Wednesday, April 14, 2010

Data in the chatter: life in the Nate Silver era

The Democrats' loss of the House in 1994, like most high-stakes contests, was treated like a morality play, and widely ascribed to the ignominious dissolution of the party's healthcare reform efforts.

This year, determined not to repeat the past, Democrats screwed their courage to the sticking post and passed a comprehensive HCR bill.

What if this brave and purposeful action is followed by, say, an 80-seat loss, as Sean Trende (that's a stage name, right?) provisionally forecasts and Jonathan Chait acknowledges as a not-unlikely scenario?

Personally, I'm fine with it. I think a Republican takeover of either chamber would be bad for the country.  But the 111th Congress has done what it set out to do, and what it had to do to save the country's short-term (via the stimulus) and long-term (via HCR) economic prospects. My hat is off, and my wallet is open.  If the party loses big-time in November, I will chalk it up to a) natural tidal movement following large gains in the past two elections, b) being caught holding the bag following the financial meltdown, and c) the power of relentless Republican demagoguery, feeding on the anger of a country enduring near-10% unemployment, and amplified in ever-new ways by Fox, Limbaugh etc.

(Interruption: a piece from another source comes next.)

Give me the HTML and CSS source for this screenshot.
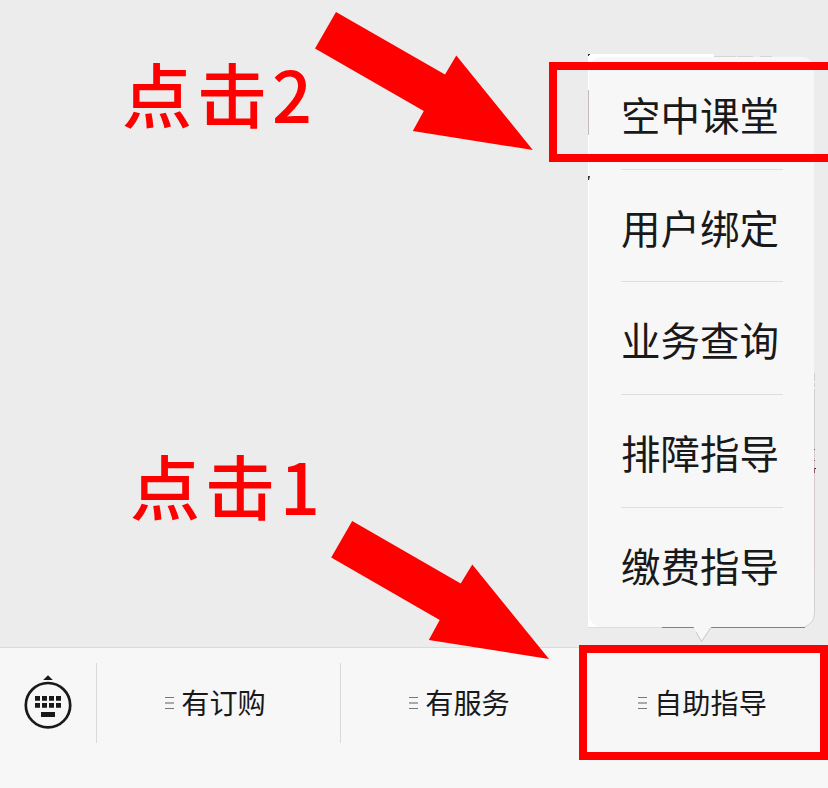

Chait, citing and glossing Trende, highlights structural factors (stemming from our undemocratic Constitution) that may magnify the losses:
The problem for the Democrats is that these voters are packed into a relatively few states and Congressional districts nationwide, diluting their vote share. This is why the median Congressional district is an R+2 district. Thus, the President could have a relatively healthy overall approval rating, but still be fairly unpopular in swing states and districts. The increased enthusiasm that Obama generated among minorities, the young and the liberal is useful, but only if it is realized in conjunction with Democratic approval in a few other categories.
The House is less tilted toward Republicans than the Senate, but it is tilted. Democrats "waste" a lot more votes and voters in non-competitive urban districts. This is one reason why Republicans have in the past been able to control the House despite a majority of polls showing them losing the generic ballot. If the generic ballot is tied among likely voters, Republicans will probably gain a House majority.
Thus armed, I'm struck by the extent of the information advantage available to nonprofessionals like me today compared to 1994.  In the Nate Silver era, so many factors are priced in early -- so much data, crunched by so many, and retailed by so many more.  It will take an earthquake to surprise me, and I won't be inclined to ascribe the outcome to single short-term factors.